An Extended Post on the Benefits and Costs of Oil and Gas Drilling

If there is any upside to the epic oil spill down in the Gulf (and heading this way), it is that it provided a learning opportunity for my courses in Political Economy of Regulation (Econ 240) and Environmental Economics (Econ 280).  I’ll start with the benefit-cost analysis (I actually started this yesterday and have touched on it here and here), and I will try to get to the regulations next week.

The Environmental Economics class looked at the benefit-cost analysis of offshore drilling described in the Draft Proposed Outer Continental Shelf (OCS) Oil and Gas Leasing Program 2010–2015. The document covered areas in Alaska, California, and the Gulf. The students looked at the benefits and costs of expanding offshore production, including the quantification of the environmental (external) costs.

The results deviated little from the extant program from 2007-2012 (see table), where the quantified benefits were far higher than production and external costs. Most of the benefits manifest themselves in the difference between oil and gas prices and the production costs (net economic value in the table). The producers take a chunk of profit and the federal government takes a 12.5% gross production royalty that it redistributes to the states.


The net benefits calculation is the consumer surplus and producer profits less the environmental costs. As can be seen in the table, the values are dominated by producer profits (roughly equivalent to “net economic value”). The analysis assumes $46/b oil prices, $7 / McF natural gas prices, and a 7% real discount rate.

The scope of environmental problems is potentially great – with direct or potential impacts on air and water quality, archaeological resources, national parks, national wildlife refuges, national wildlife refuges, national estuarine research reserves, and national estuary program, coastal habitats, fish habitats fisheries, land use, beach vacations, marine and coastal birds and mammals, sea floor habitats, turtles, recreational fishing and boating.

Yet, the estimated scale of these impacts was trivial (environmental costs in the table). Indeed, it is hard to imagine even with the possibility of a catastrophic spill factored in, that it wouldn’t still pass a standard benefit-cost assessment. This was our focus of discussion in class as we talked about how to think about such an analysis in the face of pervasive uncertainty. Given what we (thought we) knew about the risks, the way we do benefit-cost analysis certainly favored Gulf production.

That assessment certainly squares with analysis by regulation junkies Robert Hahn and Peter Passell.  These gentleman have long beat the drum for more offshore drilling, most recently in their 2010 Energy Economics piece. In a blog post last week, they don’t exactly recant:

It’s egg-on-their-faces time for the assorted politicians and pundits who dismissed the potential for spills in offshore drilling as an acceptable price to pay for access to undersea riches. Does that group include us (Hahn and Passell)? Yes and no. We admit to writing articles, both technical and journalistic, concluding that drilling in the Outer Continental Shelf was likely justified on economic grounds.

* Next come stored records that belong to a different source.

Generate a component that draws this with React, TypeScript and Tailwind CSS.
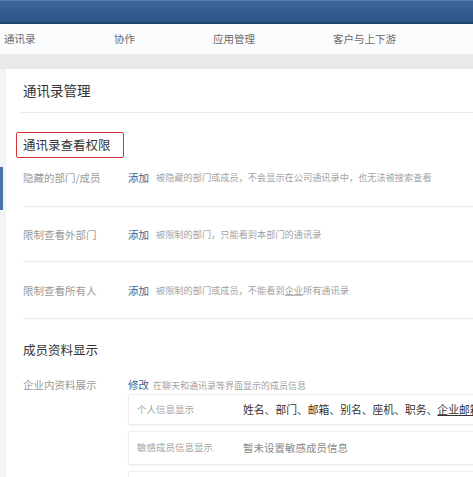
import React from "react";

const navItems = [
  { label: "通讯录", w: "w-[110px]" },
  { label: "协作", w: "w-[99px]" },
  { label: "应用管理", w: "w-[120px]" },
  { label: "客户与上下游", w: "w-[134px]" },
];

const rows = [
  {
    label: "隐藏的部门/成员",
    desc: <>被隐藏的部门或成员，不会显示在公司通讯录中，也无法被搜索查看</>,
    cls: "pt-[13px] h-[49px]",
  },
  {
    label: "限制查看外部门",
    desc: <>被限制的部门，只能看到本部门的通讯录</>,
    cls: "pt-[21px] h-[55px]",
  },
  {
    label: "限制查看所有人",
    desc: (
      <>
        被限制的部门或成员，不能看到<span className="underline decoration-[#bbb]">企业</span>所有通讯录
      </>
    ),
    cls: "pt-[22px] h-[57px]",
  },
];

export default function App() {
  return (
    <div className="w-[473px] h-[477px] overflow-hidden bg-white font-['Noto_Sans_CJK_SC',sans-serif]">
      <div className="w-[560px]">
        {/* top bar */}
        <div className="h-[24px] bg-gradient-to-b from-[#3e669a] to-[#2c5386] border-t border-[#5b7cab] border-b-2 border-b-[#21436f]" />

        {/* nav */}
        <div className="h-[30px] bg-[#fbfcfe] flex items-center pl-[4px] text-[10.5px] text-[#6b6b6b]">
          {navItems.map((n) => (
            <div key={n.label} className={`${n.w} shrink-0 leading-none`}>
              {n.label}
            </div>
          ))}
        </div>

        <div className="h-[15px] bg-[#e8e9eb]" />

        <div className="flex">
          {/* left strip */}
          <div className="w-[6px] shrink-0 bg-[#f3f4f6] h-[408px]">
            <div className="mt-[98px] w-[3px] h-[43px] bg-[#4b72a8]" />
          </div>

          {/* panel */}
          <div className="flex-1 bg-white">
            <div className="ml-[14px] h-[44px] border-b border-[#ececec] flex items-center pl-[3px] text-[13.5px] text-[#333]">
              通讯录管理
            </div>

            <div className="mt-[19px] ml-[10px] w-[108px] h-[26px] border-[1.5px] border-[#d8323a] rounded-[2px] flex items-center pl-[6px] text-[12.5px] text-[#333] leading-none">
              通讯录查看权限
            </div>

            {rows.map((r) => (
              <div key={r.label} className={`ml-[17px] border-b border-[#ececec] ${r.cls}`}>
                <div className="flex items-center h-[14px] leading-none">
                  <div className="w-[105px] text-[10.5px] text-[#9a9a9a]">{r.label}</div>
                  <div className="w-[28px] text-[10.5px] text-[#3d5d91]">添加</div>
                  <div className="text-[9.2px] text-[#a3a3a3] whitespace-nowrap">{r.desc}</div>
                </div>
              </div>
            ))}

            <div className="ml-[17px] mt-[24px] text-[12.5px] text-[#333] leading-[14px]">成员资料显示</div>

            <div className="ml-[17px] mt-[21px] flex leading-none">
              <div className="w-[105px] text-[10.5px] text-[#9a9a9a] h-[14px] flex items-center">企业内资料展示</div>
              <div className="flex-1">
                <div className="h-[14px] flex items-center whitespace-nowrap">
                  <span className="text-[10.5px] text-[#3d5d91] mr-[4px]">修改</span>
                  <span className="text-[9px] text-[#a3a3a3]">在聊天和通讯录等界面显示的成员信息</span>
                </div>
                <div className="mt-[2px] h-[31px] border border-[#ededed] rounded-[2px] shadow-[0_1px_2px_rgba(0,0,0,0.04)] flex items-center pl-[8px] whitespace-nowrap">
                  <div className="w-[106px] text-[9.5px] text-[#a3a3a3]">个人信息显示</div>
                  <div className="text-[10.8px] text-[#333]">
                    姓名、部门、邮箱、别名、座机、职务、<span className="underline">企业邮箱</span>
                  </div>
                </div>
                <div className="mt-[6px] h-[34px] border border-[#ededed] rounded-[2px] shadow-[0_1px_2px_rgba(0,0,0,0.04)] flex items-center pl-[8px] whitespace-nowrap">
                  <div className="w-[106px] text-[9.5px] text-[#a3a3a3]">敏感成员信息显示</div>
                  <div className="text-[10.5px] text-[#8a8a8a]">暂未设置敏感成员信息</div>
                </div>
                <div className="mt-[6px] h-[34px] border border-[#ededed] rounded-[2px]" />
              </div>
            </div>
          </div>
        </div>
      </div>
    </div>
  );
}
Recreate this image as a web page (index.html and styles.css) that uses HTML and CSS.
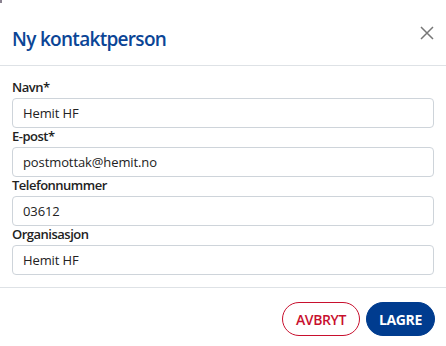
FILE: index.html
```html
<!DOCTYPE html>
<html lang="no">
<head>
    <meta charset="UTF-8">
    <meta name="viewport" content="width=device-width, initial-scale=1.0">
    <title>Ny kontaktperson</title>
    <link rel="stylesheet" href="styles.css">
</head>
<body>
    <span class="corner"></span>
    <div class="modal">
        <div class="modal-header">
            <h2>Ny kontaktperson</h2>
            <button class="close" aria-label="Lukk">
                <svg width="14" height="14" viewBox="0 0 14 14">
                    <path d="M1 1 L13 13 M13 1 L1 13" stroke="#777" stroke-width="1.5" fill="none"/>
                </svg>
            </button>
        </div>
        <form class="modal-body">
            <label class="field">
                <span class="label">Navn*</span>
                <input type="text" value="Hemit HF">
            </label>
            <label class="field">
                <span class="label">E-post*</span>
                <input type="text" value="postmottak@hemit.no">
            </label>
            <label class="field">
                <span class="label">Telefonnummer</span>
                <input type="text" value="03612">
            </label>
            <label class="field">
                <span class="label">Organisasjon</span>
                <input type="text" value="Hemit HF">
            </label>
        </form>
        <div class="modal-footer">
            <button class="btn btn-cancel">Avbryt</button>
            <button class="btn btn-save">Lagre</button>
        </div>
    </div>
</body>
</html>
```

FILE: styles.css
```css
* {
    margin: 0;
    padding: 0;
    box-sizing: border-box;
}

body {
    font-family: 'Open Sans', 'Noto Sans', sans-serif;
    background: #fff;
    color: #222;
}

.corner {
    position: absolute;
    top: 0;
    left: 0;
    width: 2px;
    height: 3px;
    background: #8a8290;
}

.modal {
    width: 446px;
}

.modal-header {
    height: 66px;
    border-bottom: 1px solid #dee2e6;
    display: flex;
    justify-content: space-between;
    align-items: flex-start;
    padding: 0 11px 0 12px;
}

.modal-header h2 {
    font-size: 19px;
    font-weight: 600;
    color: #0b4596;
    line-height: 24px;
    letter-spacing: -0.7px;
    margin-top: 27px;
}

.close {
    background: none;
    border: none;
    cursor: pointer;
    margin-top: 25px;
    width: 16px;
    height: 16px;
    display: flex;
    align-items: center;
    justify-content: center;
}

.modal-body {
    padding: 13px 12px 12px;
    display: flex;
    flex-direction: column;
}

.field {
    display: flex;
    flex-direction: column;
}

.label {
    font-size: 13px;
    font-weight: 600;
    line-height: 17px;
    letter-spacing: -0.5px;
    margin-bottom: 2px;
}

.field input {
    height: 30px;
    border: 1px solid #ced4da;
    border-radius: 4px;
    padding: 0 10px;
    font-family: inherit;
    font-size: 13px;
    letter-spacing: -0.1px;
    color: #222;
}

.modal-footer {
    border-top: 1px solid #dee2e6;
    display: flex;
    justify-content: flex-end;
    gap: 6px;
    padding: 14px 11px;
}

.btn {
    height: 34px;
    border-radius: 17px;
    font-family: inherit;
    font-size: 14px;
    font-weight: 600;
    letter-spacing: -0.4px;
    text-transform: uppercase;
    cursor: pointer;
}

.btn-cancel {
    width: 78px;
    background: #fff;
    border: 1px solid #c8102e;
    color: #c8102e;
}

.btn-save {
    width: 69px;
    background: #003c8f;
    border: 1px solid #003c8f;
    color: #fff;
    font-weight: 700;
}
```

And we made the case again, a scant month before the BP platform blew up in the Gulf.

So, why the weasel words? Because, like all conscientious benefit-cost analyses, ours was no better than the information available at the time. If we were to do it over, we wouldn’t change the basic approach – in the end, every policy decision that yields costs and benefits is a benefit-cost analysis, and we prefer the kind that are made openly, with the best available data. Only next time, we’d have more information.

That said, we think a moratorium on deep-water drilling makes sense until we understand the BP catastrophe and are confident that we have the technology to contain the consequences of accidents in such challenging waters. We also believe that there needs to be a hard look at the liability structure – less to punish the bad guys than to create appropriate incentives for investing in safety.

So, where does that leave us? According to Martin Weitzman’s fat-tail argument or Nasem Taleb’s (cruelly ironic) Black Swan, there is a fundamental difficulty in using our standard ops to address low-probability, high-consequence events.  On the other hand, I don’t recommend abandoning these tools, either.

For a reasonable discussion of this, I suggest a good post at the Env-Econ blog on how such reasoning can take you down a slippery slope that might prevent you from crossing the street.  No matter how you slice it, it’s a difficult question and an even more difficult answer.